─── Entries supplied ───

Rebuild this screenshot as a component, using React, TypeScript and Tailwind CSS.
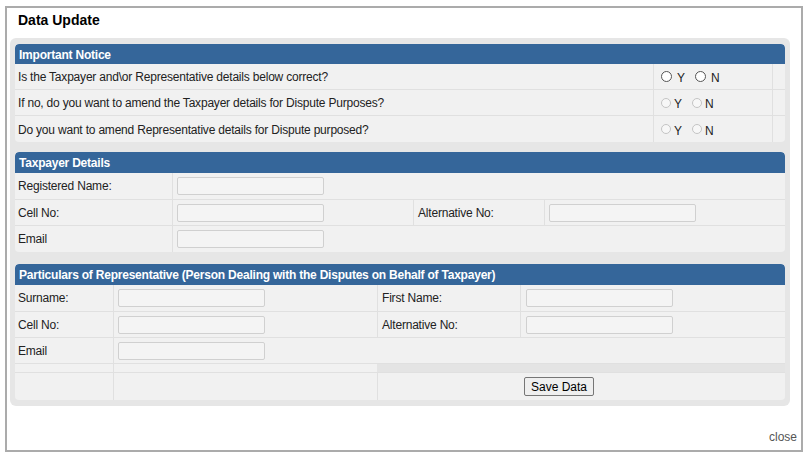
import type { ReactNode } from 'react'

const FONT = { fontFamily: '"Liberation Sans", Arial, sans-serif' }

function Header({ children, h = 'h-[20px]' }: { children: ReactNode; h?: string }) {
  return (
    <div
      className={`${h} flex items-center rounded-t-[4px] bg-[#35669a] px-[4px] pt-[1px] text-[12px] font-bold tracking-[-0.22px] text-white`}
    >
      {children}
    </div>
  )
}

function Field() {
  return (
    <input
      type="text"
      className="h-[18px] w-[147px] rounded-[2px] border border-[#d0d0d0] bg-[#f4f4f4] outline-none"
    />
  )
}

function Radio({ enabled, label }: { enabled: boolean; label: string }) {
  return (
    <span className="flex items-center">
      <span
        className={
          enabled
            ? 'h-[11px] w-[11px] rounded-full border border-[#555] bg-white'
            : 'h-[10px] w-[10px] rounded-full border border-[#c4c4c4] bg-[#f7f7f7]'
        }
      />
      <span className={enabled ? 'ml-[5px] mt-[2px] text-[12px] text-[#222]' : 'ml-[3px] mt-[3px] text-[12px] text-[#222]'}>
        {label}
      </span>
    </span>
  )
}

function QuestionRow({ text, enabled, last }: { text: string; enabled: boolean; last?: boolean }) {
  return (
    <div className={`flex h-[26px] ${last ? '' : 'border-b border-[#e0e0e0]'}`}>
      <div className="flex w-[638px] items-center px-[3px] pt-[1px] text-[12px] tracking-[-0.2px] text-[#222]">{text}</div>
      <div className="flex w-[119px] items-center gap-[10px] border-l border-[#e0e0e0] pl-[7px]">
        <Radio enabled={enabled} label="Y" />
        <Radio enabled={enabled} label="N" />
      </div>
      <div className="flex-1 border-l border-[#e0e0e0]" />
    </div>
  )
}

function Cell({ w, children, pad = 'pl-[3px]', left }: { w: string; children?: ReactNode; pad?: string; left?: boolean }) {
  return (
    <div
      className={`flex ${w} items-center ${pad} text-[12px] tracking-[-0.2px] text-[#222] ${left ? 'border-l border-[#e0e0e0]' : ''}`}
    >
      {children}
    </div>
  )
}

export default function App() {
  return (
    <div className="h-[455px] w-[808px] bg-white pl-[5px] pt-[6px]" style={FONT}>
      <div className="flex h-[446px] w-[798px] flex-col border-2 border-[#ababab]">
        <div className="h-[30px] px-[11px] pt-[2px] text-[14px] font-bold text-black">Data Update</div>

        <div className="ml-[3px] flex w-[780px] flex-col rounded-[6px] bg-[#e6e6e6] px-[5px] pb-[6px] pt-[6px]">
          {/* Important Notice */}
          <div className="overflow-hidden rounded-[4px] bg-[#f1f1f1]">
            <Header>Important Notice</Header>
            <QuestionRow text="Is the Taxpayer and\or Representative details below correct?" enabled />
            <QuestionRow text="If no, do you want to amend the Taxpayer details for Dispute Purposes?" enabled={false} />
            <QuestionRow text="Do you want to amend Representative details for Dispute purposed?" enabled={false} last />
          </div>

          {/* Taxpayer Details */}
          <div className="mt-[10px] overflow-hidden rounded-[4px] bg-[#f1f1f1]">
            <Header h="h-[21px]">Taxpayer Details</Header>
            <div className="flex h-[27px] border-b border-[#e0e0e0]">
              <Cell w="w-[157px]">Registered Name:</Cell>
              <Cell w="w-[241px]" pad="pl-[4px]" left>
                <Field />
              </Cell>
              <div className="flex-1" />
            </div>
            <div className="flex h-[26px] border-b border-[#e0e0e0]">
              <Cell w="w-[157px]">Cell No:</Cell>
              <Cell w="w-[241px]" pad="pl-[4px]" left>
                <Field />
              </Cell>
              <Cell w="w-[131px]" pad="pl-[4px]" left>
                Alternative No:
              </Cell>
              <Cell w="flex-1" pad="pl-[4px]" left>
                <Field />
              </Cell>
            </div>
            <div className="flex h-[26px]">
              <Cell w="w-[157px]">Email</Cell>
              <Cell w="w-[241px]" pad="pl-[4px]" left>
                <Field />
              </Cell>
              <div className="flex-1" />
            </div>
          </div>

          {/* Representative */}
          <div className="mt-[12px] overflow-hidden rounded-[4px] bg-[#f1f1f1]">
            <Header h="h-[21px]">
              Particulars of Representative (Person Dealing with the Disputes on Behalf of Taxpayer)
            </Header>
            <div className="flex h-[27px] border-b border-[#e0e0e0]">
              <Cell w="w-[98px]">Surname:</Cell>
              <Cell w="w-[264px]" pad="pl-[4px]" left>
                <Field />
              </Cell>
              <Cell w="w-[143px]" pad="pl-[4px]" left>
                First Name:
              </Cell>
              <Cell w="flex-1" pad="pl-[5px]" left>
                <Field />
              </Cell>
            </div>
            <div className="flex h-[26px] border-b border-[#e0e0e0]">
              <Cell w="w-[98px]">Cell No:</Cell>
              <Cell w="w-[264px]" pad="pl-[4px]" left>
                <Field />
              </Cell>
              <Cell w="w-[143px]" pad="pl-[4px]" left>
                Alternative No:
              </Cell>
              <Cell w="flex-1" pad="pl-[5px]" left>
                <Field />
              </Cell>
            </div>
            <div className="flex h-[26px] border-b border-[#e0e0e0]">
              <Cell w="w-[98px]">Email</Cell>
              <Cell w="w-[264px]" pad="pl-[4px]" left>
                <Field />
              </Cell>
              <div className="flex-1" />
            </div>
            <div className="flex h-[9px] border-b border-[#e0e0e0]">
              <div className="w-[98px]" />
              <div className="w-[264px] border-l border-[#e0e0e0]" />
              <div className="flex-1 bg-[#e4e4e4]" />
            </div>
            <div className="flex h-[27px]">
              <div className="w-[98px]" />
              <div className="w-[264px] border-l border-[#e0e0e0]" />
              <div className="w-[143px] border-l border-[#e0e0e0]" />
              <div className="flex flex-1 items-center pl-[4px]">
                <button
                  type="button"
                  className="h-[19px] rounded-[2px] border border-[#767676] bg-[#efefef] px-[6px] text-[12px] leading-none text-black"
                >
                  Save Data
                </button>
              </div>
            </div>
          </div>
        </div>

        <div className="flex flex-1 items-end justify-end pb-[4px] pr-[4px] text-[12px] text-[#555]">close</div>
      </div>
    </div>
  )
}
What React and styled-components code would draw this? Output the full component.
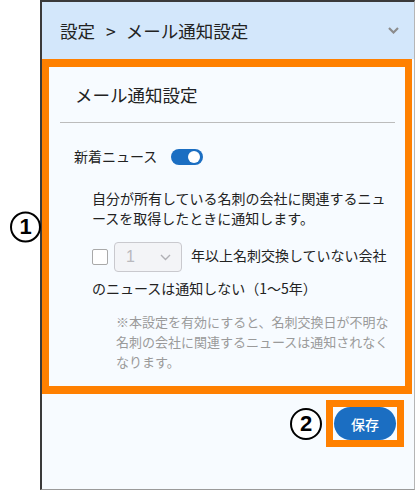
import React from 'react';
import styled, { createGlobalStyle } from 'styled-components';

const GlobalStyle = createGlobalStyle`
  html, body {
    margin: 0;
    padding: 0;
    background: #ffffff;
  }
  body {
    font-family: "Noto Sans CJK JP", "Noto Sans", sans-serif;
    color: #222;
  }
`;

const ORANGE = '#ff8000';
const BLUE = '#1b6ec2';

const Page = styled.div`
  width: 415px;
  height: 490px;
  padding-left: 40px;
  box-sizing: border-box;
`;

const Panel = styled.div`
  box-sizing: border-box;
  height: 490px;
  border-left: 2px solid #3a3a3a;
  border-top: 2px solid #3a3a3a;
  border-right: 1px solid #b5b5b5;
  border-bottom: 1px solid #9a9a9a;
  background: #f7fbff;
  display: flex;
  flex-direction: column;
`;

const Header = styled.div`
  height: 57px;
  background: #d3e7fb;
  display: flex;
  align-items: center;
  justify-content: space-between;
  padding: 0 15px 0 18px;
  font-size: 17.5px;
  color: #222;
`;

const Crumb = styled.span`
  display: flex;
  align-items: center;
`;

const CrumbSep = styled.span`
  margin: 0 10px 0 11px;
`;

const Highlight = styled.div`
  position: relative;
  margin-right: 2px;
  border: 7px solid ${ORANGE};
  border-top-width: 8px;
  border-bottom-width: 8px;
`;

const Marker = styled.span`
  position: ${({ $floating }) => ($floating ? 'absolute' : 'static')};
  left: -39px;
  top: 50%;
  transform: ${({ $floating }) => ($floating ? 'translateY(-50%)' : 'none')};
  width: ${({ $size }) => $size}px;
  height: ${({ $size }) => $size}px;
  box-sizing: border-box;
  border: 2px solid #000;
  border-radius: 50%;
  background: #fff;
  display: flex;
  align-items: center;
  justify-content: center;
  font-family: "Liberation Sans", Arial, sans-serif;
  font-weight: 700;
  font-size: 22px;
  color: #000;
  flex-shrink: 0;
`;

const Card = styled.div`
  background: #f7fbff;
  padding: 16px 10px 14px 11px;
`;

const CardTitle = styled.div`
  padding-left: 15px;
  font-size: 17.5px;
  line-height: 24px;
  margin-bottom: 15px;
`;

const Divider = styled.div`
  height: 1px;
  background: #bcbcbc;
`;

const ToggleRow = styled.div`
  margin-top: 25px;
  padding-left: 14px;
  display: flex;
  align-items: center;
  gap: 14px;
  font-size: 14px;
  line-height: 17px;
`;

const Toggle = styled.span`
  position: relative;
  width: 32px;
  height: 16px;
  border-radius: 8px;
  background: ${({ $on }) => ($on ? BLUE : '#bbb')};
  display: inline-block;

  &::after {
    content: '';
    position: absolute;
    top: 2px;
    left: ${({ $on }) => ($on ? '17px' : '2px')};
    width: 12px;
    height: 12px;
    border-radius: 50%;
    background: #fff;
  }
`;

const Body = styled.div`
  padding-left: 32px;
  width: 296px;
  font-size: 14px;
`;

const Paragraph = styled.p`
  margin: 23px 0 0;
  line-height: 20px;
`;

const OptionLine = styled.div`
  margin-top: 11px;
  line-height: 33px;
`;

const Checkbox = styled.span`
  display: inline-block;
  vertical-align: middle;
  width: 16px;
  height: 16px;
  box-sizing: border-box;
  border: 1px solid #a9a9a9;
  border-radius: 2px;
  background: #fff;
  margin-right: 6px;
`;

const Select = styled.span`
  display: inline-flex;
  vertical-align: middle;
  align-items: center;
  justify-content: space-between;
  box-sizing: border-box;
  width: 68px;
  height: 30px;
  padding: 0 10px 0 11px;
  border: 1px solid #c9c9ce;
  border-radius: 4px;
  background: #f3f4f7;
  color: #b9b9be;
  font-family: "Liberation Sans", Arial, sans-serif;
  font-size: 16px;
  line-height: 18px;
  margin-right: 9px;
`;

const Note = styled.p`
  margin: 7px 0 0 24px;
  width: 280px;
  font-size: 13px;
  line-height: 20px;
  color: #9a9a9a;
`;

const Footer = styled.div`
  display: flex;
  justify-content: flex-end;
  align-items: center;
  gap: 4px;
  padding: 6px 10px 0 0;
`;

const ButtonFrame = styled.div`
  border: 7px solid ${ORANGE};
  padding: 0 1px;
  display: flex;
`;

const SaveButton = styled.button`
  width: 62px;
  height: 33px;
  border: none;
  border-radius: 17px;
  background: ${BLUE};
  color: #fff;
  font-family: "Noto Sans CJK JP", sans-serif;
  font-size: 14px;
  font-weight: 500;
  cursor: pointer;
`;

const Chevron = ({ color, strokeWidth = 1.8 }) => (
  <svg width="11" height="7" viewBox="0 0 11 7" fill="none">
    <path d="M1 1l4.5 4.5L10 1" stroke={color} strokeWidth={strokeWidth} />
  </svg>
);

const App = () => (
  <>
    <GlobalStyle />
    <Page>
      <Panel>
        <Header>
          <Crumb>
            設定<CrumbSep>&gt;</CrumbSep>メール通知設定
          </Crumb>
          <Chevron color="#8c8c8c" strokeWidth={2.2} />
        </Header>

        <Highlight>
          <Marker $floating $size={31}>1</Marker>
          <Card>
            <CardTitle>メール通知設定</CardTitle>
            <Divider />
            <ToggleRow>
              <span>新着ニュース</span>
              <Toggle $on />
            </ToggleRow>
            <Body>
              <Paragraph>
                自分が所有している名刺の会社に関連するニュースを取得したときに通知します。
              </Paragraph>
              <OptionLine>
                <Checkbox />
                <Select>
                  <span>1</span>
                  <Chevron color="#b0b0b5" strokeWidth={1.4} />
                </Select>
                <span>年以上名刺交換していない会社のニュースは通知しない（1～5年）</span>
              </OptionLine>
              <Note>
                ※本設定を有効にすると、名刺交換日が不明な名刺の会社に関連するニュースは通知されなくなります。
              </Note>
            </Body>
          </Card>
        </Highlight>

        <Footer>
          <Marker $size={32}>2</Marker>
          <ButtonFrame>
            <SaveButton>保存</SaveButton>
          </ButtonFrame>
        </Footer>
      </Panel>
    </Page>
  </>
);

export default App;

───

Copy every line that contains the string "components".

What React and styled-components code would draw this? Output the full component.
import styled, { createGlobalStyle } from 'styled-components';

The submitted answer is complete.